The Omaha World-Herald announced Monday that it will be shutting down its printing press at the end of March.
That means Nebraska’s two largest newspapers, the World-Herald and the Lincoln Journal Star, will no longer be printed in the state.
Instead, those papers, along with the Daily Nonpareil of Council Bluffs and the Sioux City Journal, will be printed at the Des Moines Register in Iowa, which has become a regional printing hub that also prints the Kansas City Star and Minnesota Star Tribune.
Nathan Bekke, Lee Enterprises’ president and interim CEO, told the World-Herald that the printing transition will help the company invest in its digital future.
“The decisions we are making are difficult, and they are not made lightly.
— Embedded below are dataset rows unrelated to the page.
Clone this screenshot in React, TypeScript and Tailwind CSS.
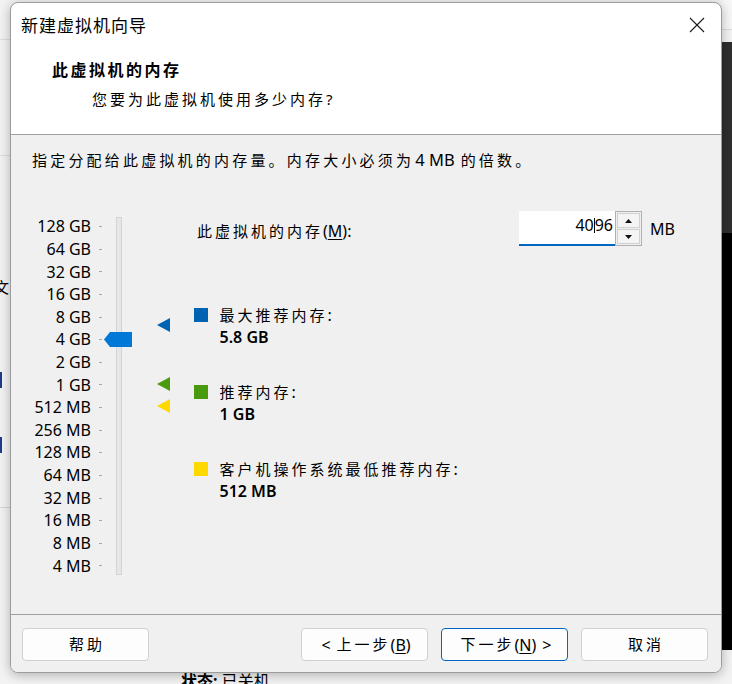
import { ReactNode } from "react";

const Cjk = ({
  children,
  className = "text-[15px]",
  track = "tracking-[3px]",
}: {
  children: ReactNode;
  className?: string;
  track?: string;
}) => <span className={`font-['Noto_Sans_CJK_SC',sans-serif] ${track} ${className}`}>{children}</span>;

const sizes = [
  "128 GB", "64 GB", "32 GB", "16 GB", "8 GB", "4 GB", "2 GB", "1 GB",
  "512 MB", "256 MB", "128 MB", "64 MB", "32 MB", "16 MB", "8 MB", "4 MB",
];

const legend = [
  { color: "bg-[#0063b1]", label: "最大推荐内存", value: "5.8 GB" },
  { color: "bg-[#4a9a0f]", label: "推荐内存", value: "1 GB" },
  { color: "bg-[#ffd800]", label: "客户机操作系统最低推荐内存", value: "512 MB" },
];

const Marker = ({ color }: { color: string }) => (
  <svg width="13" height="14" viewBox="0 0 13 14">
    <polygon points="0,7 13,0 13,14" fill={color} />
  </svg>
);

const Arrow = ({ up }: { up?: boolean }) => (
  <svg width="7" height="4" viewBox="0 0 7 4">
    <polygon points={up ? "0,4 3.5,0 7,4" : "0,0 7,0 3.5,4"} fill="#111" />
  </svg>
);

const WizardButton = ({ children, primary }: { children: ReactNode; primary?: boolean }) => (
  <button
    className={`w-[127px] h-[33px] rounded-[4px] border bg-[#fdfdfd] flex items-center justify-center pl-[3px] whitespace-nowrap ${
      primary ? "border-[#0067c0]" : "border-[#d0d0d0]"
    }`}
  >
    {children}
  </button>
);

export default function App() {
  return (
    <div className="relative w-[732px] h-[684px] overflow-hidden bg-[#f3f3f3] text-black font-['Noto_Sans','Noto_Sans_CJK_SC',sans-serif]">
      {/* app window behind the wizard */}
      <div className="flex h-[673px]">
        <div className="w-[10px] flex flex-col overflow-hidden">
          <div className="h-[40px] border-b border-[#dedede] shrink-0" />
          <div className="h-[116px] border-b border-[#dedede] shrink-0" />
          <div className="h-[120px] shrink-0" />
          <div className="h-[22px] shrink-0 text-[15px] leading-[22px] whitespace-nowrap -ml-[6px] font-['Noto_Sans_CJK_SC',sans-serif]">文</div>
          <div className="h-[74px] shrink-0" />
          <div className="h-[16px] w-[2px] bg-[#1c3c8c] shrink-0" />
          <div className="h-[49px] shrink-0" />
          <div className="h-[16px] w-[2px] bg-[#1c3c8c] shrink-0" />
          <div className="h-[55px] border-b border-[#d6d6d6] shrink-0" />
          <div className="flex-1" />
        </div>
        <div className="flex-1" />
        <div className="w-[10px] flex flex-col">
          <div className="h-[30px] border-b border-[#dcdcdc] bg-[#f7f7f7] shrink-0" />
          <div className="h-[12px] bg-[#f3f3f3] shrink-0" />
          <div className="h-[191px] bg-[#2f2f2f] shrink-0" />
          <div className="h-[417px] bg-black shrink-0" />
          <div className="flex-1 bg-[#f3f3f3]" />
        </div>
      </div>
      <div className="h-[11px] overflow-hidden pl-[181px] text-[16px] leading-[16px] whitespace-nowrap">
        <span className="font-bold">状态:</span> 已关机
      </div>

      {/* wizard dialog */}
      <div className="absolute left-[10px] top-[2px] w-[712px] flex flex-col rounded-[8px] border border-[#9c9c9c] bg-white overflow-hidden shadow-[0_2px_12px_rgba(0,0,0,0.28)]">
        <div className="h-[43px] flex items-center justify-between pl-[10px] pr-[16px]">
          <Cjk className="text-[17px]" track="tracking-[1px]">新建虚拟机向导</Cjk>
          <svg width="16" height="16" viewBox="0 0 16 16">
            <path d="M1 1L15 15M15 1L1 15" stroke="#1a1a1a" strokeWidth="1.1" />
          </svg>
        </div>

        <div className="h-[89px] border-b border-[#a0a0a0] pl-[41px] pt-[13px]">
          <div className="leading-[20px]">
            <Cjk className="text-[16px] font-bold" track="tracking-[2.5px]">此虚拟机的内存</Cjk>
          </div>
          <div className="mt-[9px] pl-[40px] leading-[20px]">
            <Cjk>您要为此虚拟机使用多少内存</Cjk>
            <span className="text-[15px]">?</span>
          </div>
        </div>

        <div className="h-[479px] bg-[#f0f0f0] flex flex-col">
          <div className="pl-[21px] pt-[14px] leading-[22px] whitespace-nowrap">
            <Cjk track="tracking-[3.2px]">指定分配给此虚拟机的内存量。内存大小必须为</Cjk>
            <span className="text-[16.5px] ml-[1px] mr-[6px]">4 MB</span>
            <Cjk track="tracking-[3.2px]">的倍数。</Cjk>
          </div>

          <div className="mt-[40px] flex">
            <div className="w-[92px] mt-[4.4px] flex flex-col">
              {sizes.map((s) => (
                <div key={s} className="h-[22.62px] flex items-center justify-end text-[16px] leading-[22.62px] whitespace-nowrap">
                  <span>{s}</span>
                  <span className="ml-[8px] mr-[1px] w-[3px] h-px bg-[#a8a8a8]" />
                </div>
              ))}
            </div>

            <div className="relative w-[91px] mt-[4.4px]">
              <div className="ml-[13px] mt-[1.6px] w-[6px] h-[358px] bg-[#e6e6e6] border border-[#d4d4d4]" />
              <svg className="absolute left-[1px] top-[116.6px]" width="28" height="15" viewBox="0 0 28 15">
                <polygon points="0,7.5 6,0 28,0 28,15 6,15" fill="#0078d7" />
              </svg>
              <div className="absolute left-[54px] top-[102.6px]">
                <Marker color="#0063b1" />
              </div>
              <div className="absolute left-[54px] top-[161.3px]">
                <Marker color="#4a9a0f" />
              </div>
              <div className="absolute left-[54px] top-[183.3px]">
                <Marker color="#ffd800" />
              </div>
            </div>

            <div className="flex flex-col">
              <div className="h-[35px] flex items-center">
                <div className="w-[325px] pl-[3px] pt-[4px] whitespace-nowrap">
                  <Cjk>此虚拟机的内存</Cjk>
                  <span className="text-[16px]">
                    (<span className="underline underline-offset-2">M</span>):
                  </span>
                </div>
                <div className="w-[96px] h-[35px] bg-white border-b-2 border-[#0067c0] flex items-center justify-end pr-[2px] pb-[5px] text-[16px]">
                  <span>40</span>
                  <span className="inline-block w-px h-[15px] bg-black" />
                  <span>96</span>
                </div>
                <div className="w-[27px] h-[35px] border border-[#b0b0b0] bg-[#f0f0f0] flex flex-col p-px gap-px">
                  <div className="flex-1 border border-[#d0d0d0] bg-[#f4f4f4] flex items-center justify-center">
                    <Arrow up />
                  </div>
                  <div className="flex-1 border border-[#d0d0d0] bg-[#f4f4f4] flex items-center justify-center">
                    <Arrow />
                  </div>
                </div>
                <span className="ml-[8px] text-[16px]">MB</span>
              </div>

              <div className="mt-[57px] flex flex-col gap-[31px]">
                {legend.map((l) => (
                  <div key={l.label} className="flex">
                    <div className={`w-[14px] h-[14px] mt-[4.5px] ${l.color}`} />
                    <div className="ml-[11.5px] flex flex-col whitespace-nowrap">
                      <div className="h-[23px] leading-[23px]">
                        <Cjk>{l.label}</Cjk>
                        <span className="text-[16px]">:</span>
                      </div>
                      <div className="h-[23px] leading-[23px] text-[16px] font-semibold">{l.value}</div>
                    </div>
                  </div>
                ))}
              </div>
            </div>
          </div>
        </div>

        <div className="border-t border-[#a0a0a0] bg-[#f0f0f0] pt-[13px] pb-[11px] pl-[11px] pr-[13px] flex">
          <WizardButton>
            <Cjk>帮助</Cjk>
          </WizardButton>
          <div className="ml-auto flex gap-[13px]">
            <WizardButton>
              <span className="text-[16px] mr-[6px]">&lt;</span>
              <Cjk>上一步</Cjk>
              <span className="text-[16px]">
                (<span className="underline underline-offset-2">B</span>)
              </span>
            </WizardButton>
            <WizardButton primary>
              <Cjk>下一步</Cjk>
              <span className="text-[16px]">
                (<span className="underline underline-offset-2">N</span>)
              </span>
              <span className="text-[16px] ml-[6px]">&gt;</span>
            </WizardButton>
            <WizardButton>
              <Cjk>取消</Cjk>
            </WizardButton>
          </div>
        </div>
      </div>
    </div>
  );
}
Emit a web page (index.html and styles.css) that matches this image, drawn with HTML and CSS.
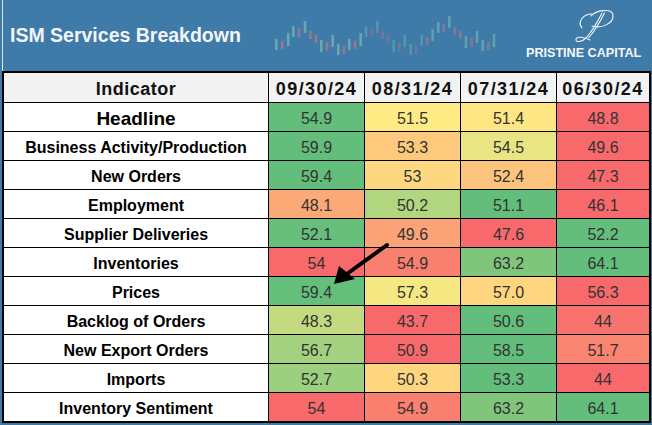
FILE: index.html
```html
<!DOCTYPE html>
<html>
<head>
<meta charset="utf-8">
<link rel="stylesheet" href="styles.css">
</head>
<body>
<div class="page">
  <header class="banner">
    <div class="title">ISM Services Breakdown</div>
    <svg class="chart" width="230" height="62" viewBox="0 0 230 62">
      <g class="up g1">
        <rect x="4" y="39" width="2.6" height="11"/><rect x="16" y="33" width="2.6" height="13"/><rect x="21" y="26" width="2.6" height="11"/><rect x="32.7" y="21" width="2.6" height="12"/><rect x="49" y="40" width="2.6" height="12"/><rect x="60.4" y="35" width="2.6" height="12"/><rect x="66" y="44" width="2.6" height="11"/><rect x="77" y="39" width="2.6" height="11"/><rect x="88.4" y="33" width="2.6" height="13"/>
      </g>
      <g class="dn g1">
        <rect x="10" y="41" width="2.6" height="8"/><rect x="26.7" y="28" width="2.6" height="9"/><rect x="38" y="31" width="2.6" height="8"/><rect x="43.7" y="35" width="2.6" height="8"/><rect x="54.7" y="42" width="2.6" height="9"/><rect x="71.7" y="46" width="2.6" height="8"/><rect x="82.7" y="41" width="2.6" height="8"/>
      </g>
      <g class="up g2">
        <rect x="93.7" y="26" width="2.6" height="11"/><rect x="105" y="21" width="2.6" height="12"/><rect x="121.4" y="40" width="2.6" height="12"/><rect x="132.4" y="35" width="2.6" height="12"/><rect x="138.4" y="44" width="2.6" height="11"/><rect x="149.4" y="35" width="2.6" height="11"/>
      </g>
      <g class="dn g2">
        <rect x="99.4" y="28" width="2.6" height="8"/><rect x="110.4" y="31" width="2.6" height="8"/><rect x="116" y="35" width="2.6" height="8"/><rect x="127" y="42" width="2.6" height="9"/><rect x="143.7" y="46" width="2.6" height="8"/>
      </g>
      <g class="up g3">
        <rect x="160.4" y="29" width="2.6" height="12"/><rect x="166" y="22" width="2.6" height="11"/><rect x="177" y="16" width="2.6" height="12"/><rect x="193.7" y="36" width="2.6" height="12"/><rect x="204.7" y="31" width="2.6" height="12"/><rect x="210.4" y="40" width="2.6" height="11"/><rect x="221.7" y="34" width="2.6" height="13"/>
      </g>
      <g class="dn g3">
        <rect x="155" y="37" width="2.6" height="8"/><rect x="171.4" y="24" width="2.6" height="8"/><rect x="182.7" y="27" width="2.6" height="8"/><rect x="188" y="31" width="2.6" height="8"/><rect x="199.4" y="38" width="2.6" height="9"/><rect x="216" y="42" width="2.6" height="8"/>
      </g>
    </svg>
    <div class="logo">
      <svg class="monogram" width="42" height="36" viewBox="0 0 42 36">
        <path d="M17 8 C22 2, 38 0, 39 7 C40 15, 28 21, 18 18"/>
        <path d="M28 5 C24 13, 19 22, 12 30"/>
        <path d="M30.5 5 C26.5 13, 21.5 22, 14.5 30"/>
        <path d="M12 30 C8 34, 1 35, 2 31 C3 28, 10 29, 16 32"/>
        <path d="M8 20 C3 14, 9 6, 18 6"/>
      </svg>
      <div class="brand">PRISTINE CAPITAL</div>
    </div>
  </header>

  <section class="grid">
    <div class="hd label-hd">Indicator</div>
    <div class="hd">09/30/24</div>
    <div class="hd">08/31/24</div>
    <div class="hd">07/31/24</div>
    <div class="hd">06/30/24</div>

    <div class="lb big">Headline</div>
    <div class="v" style="background:#63be7b">54.9</div>
    <div class="v" style="background:#ffeb84">51.5</div>
    <div class="v" style="background:#fee783">51.4</div>
    <div class="v" style="background:#f8696b">48.8</div>

    <div class="lb">Business Activity/Production</div>
    <div class="v" style="background:#63be7b">59.9</div>
    <div class="v" style="background:#fdc97d">53.3</div>
    <div class="v" style="background:#eae583">54.5</div>
    <div class="v" style="background:#f8696b">49.6</div>

    <div class="lb">New Orders</div>
    <div class="v" style="background:#63be7b">59.4</div>
    <div class="v" style="background:#fed880">53</div>
    <div class="v" style="background:#fcc47d">52.4</div>
    <div class="v" style="background:#f8696b">47.3</div>

    <div class="lb">Employment</div>
    <div class="v" style="background:#fbaa77">48.1</div>
    <div class="v" style="background:#b2d580">50.2</div>
    <div class="v" style="background:#63be7b">51.1</div>
    <div class="v" style="background:#f8696b">46.1</div>

    <div class="lb">Supplier Deliveries</div>
    <div class="v" style="background:#67bf7b">52.1</div>
    <div class="v" style="background:#fba276">49.6</div>
    <div class="v" style="background:#f8696b">47.6</div>
    <div class="v" style="background:#63be7b">52.2</div>

    <div class="lb">Inventories</div>
    <div class="v" style="background:#f8696b">54</div>
    <div class="v" style="background:#f9806f">54.9</div>
    <div class="v" style="background:#7fc67c">63.2</div>
    <div class="v" style="background:#63be7b">64.1</div>

    <div class="lb">Prices</div>
    <div class="v" style="background:#64bf7b">59.4</div>
    <div class="v" style="background:#f5e882">57.3</div>
    <div class="v" style="background:#fed680">57.0</div>
    <div class="v" style="background:#f8696b">56.3</div>

    <div class="lb">Backlog of Orders</div>
    <div class="v" style="background:#c4da81">48.3</div>
    <div class="v" style="background:#f8696b">43.7</div>
    <div class="v" style="background:#63be7b">50.6</div>
    <div class="v" style="background:#f8736d">44</div>

    <div class="lb">New Export Orders</div>
    <div class="v" style="background:#a4d17f">56.7</div>
    <div class="v" style="background:#f8696b">50.9</div>
    <div class="v" style="background:#63be7b">58.5</div>
    <div class="v" style="background:#f98470">51.7</div>

    <div class="lb">Imports</div>
    <div class="v" style="background:#9ccf7e">52.7</div>
    <div class="v" style="background:#ffd680">50.3</div>
    <div class="v" style="background:#63be7b">53.3</div>
    <div class="v" style="background:#f8696b">44</div>

    <div class="lb">Inventory Sentiment</div>
    <div class="v" style="background:#f8696b">54</div>
    <div class="v" style="background:#f9806f">54.9</div>
    <div class="v" style="background:#7fc67c">63.2</div>
    <div class="v" style="background:#63be7b">64.1</div>
  </section>

  <svg class="arrow" width="652" height="425" viewBox="0 0 652 425">
    <line x1="387" y1="245" x2="344" y2="276"/>
    <polygon points="334,284 339,266 355,279"/>
  </svg>
</div>
</body>
</html>
```

FILE: styles.css
```css
html, body {
  margin: 0;
  padding: 0;
}

body {
  width: 652px;
  height: 425px;
  overflow: hidden;
  background: #3e7ba8;
  font-family: "Liberation Sans", Arial, sans-serif;
}

.page {
  position: relative;
  width: 652px;
  height: 425px;
}

.banner {
  height: 71px;
  display: flex;
  align-items: flex-start;
  box-sizing: border-box;
  border-left: 1px solid #3e7ba8;
}

.banner::before {
  content: "";
  width: 1px;
  height: 71px;
  background: #dfe8f0;
  margin-left: 1px;
}

.title {
  width: 268px;
  box-sizing: border-box;
  padding: 23px 0 0 7px;
  font-size: 19.5px;
  line-height: 24px;
  font-weight: bold;
  color: #f2f5f8;
  white-space: nowrap;
}

.chart {
  display: block;
  flex: none;
}

.chart .up { fill: #72b3b4; }
.chart .dn { fill: #b17686; }
.chart .g1 { opacity: 0.8; }
.chart .g2 { opacity: 0.45; }
.chart .g3 { opacity: 0.65; }

.logo {
  margin-left: auto;
  margin-right: 9px;
  width: 117px;
  display: flex;
  flex-direction: column;
}

.monogram {
  display: block;
  margin: 8px 0 0 48px;
  fill: none;
  stroke: #f4f7fa;
  stroke-width: 1.1;
  stroke-linecap: round;
}

.brand {
  margin-top: 2px;
  font-size: 12.6px;
  line-height: 15px;
  font-weight: bold;
  color: #f4f7fa;
  white-space: nowrap;
}

.grid {
  margin-left: 2px;
  width: 649px;
  box-sizing: border-box;
  border: 2px solid #000;
  background: #000;
  display: grid;
  grid-template-columns: 264px 95px 95px 95px 92px;
  grid-template-rows: 29px repeat(11, 28px);
  gap: 1px;
}

.grid > div {
  display: flex;
  align-items: center;
  justify-content: center;
  padding-top: 3px;
  box-sizing: border-box;
  white-space: nowrap;
}

.hd {
  background: #f2f2f2;
  color: #111;
  font-weight: bold;
  font-size: 18px;
  letter-spacing: 1.4px;
}

.label-hd {
  letter-spacing: 0.5px;
}

.lb {
  background: #fff;
  color: #000;
  font-weight: bold;
  font-size: 16px;
}

.lb.big {
  font-size: 19px;
}

.v {
  font-size: 16px;
  color: #333;
}

.arrow {
  position: absolute;
  left: 0;
  top: 0;
  pointer-events: none;
}

.arrow line {
  stroke: #000;
  stroke-width: 4;
  stroke-linecap: round;
}

.arrow polygon {
  fill: #000;
}
```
However, we are committed to building sustainable local news media organizations,” Bekke told the paper. “Achieving that goal requires optimizing our legacy cost structure so that we can meaningfully invest in our digital future and continue providing essential, community-centered local journalism.”
Bekke did not say how many people will lose their jobs as a result of the closure.
The World-Herald said it plans to sell its downtown printing center, called the Freedom Center, which has housed its print production since 2001.
Lee, which owns the World-Herald, Journal Star and most other daily newspapers in Nebraska, has struggled financially over the past couple of years, losing $36 million in its most recent fiscal year, which ended Sept. 28.
In September it laid off close to two dozen journalists across Nebraska, including eight in Omaha and six in Lincoln.
Then in November, the Omaha and Lincoln papers stopped publishing Monday print editions.
In December, the company was thrown a lifeline in the form of a $50 million investment from a group of investors led by David Hoffmann, who has tried several times to buy the company outright. The investment triggered a move by Omaha-based Berkshire Hathaway to reduce the interest rate on $455.5 million in debt it holds from 9% to 5% for five years.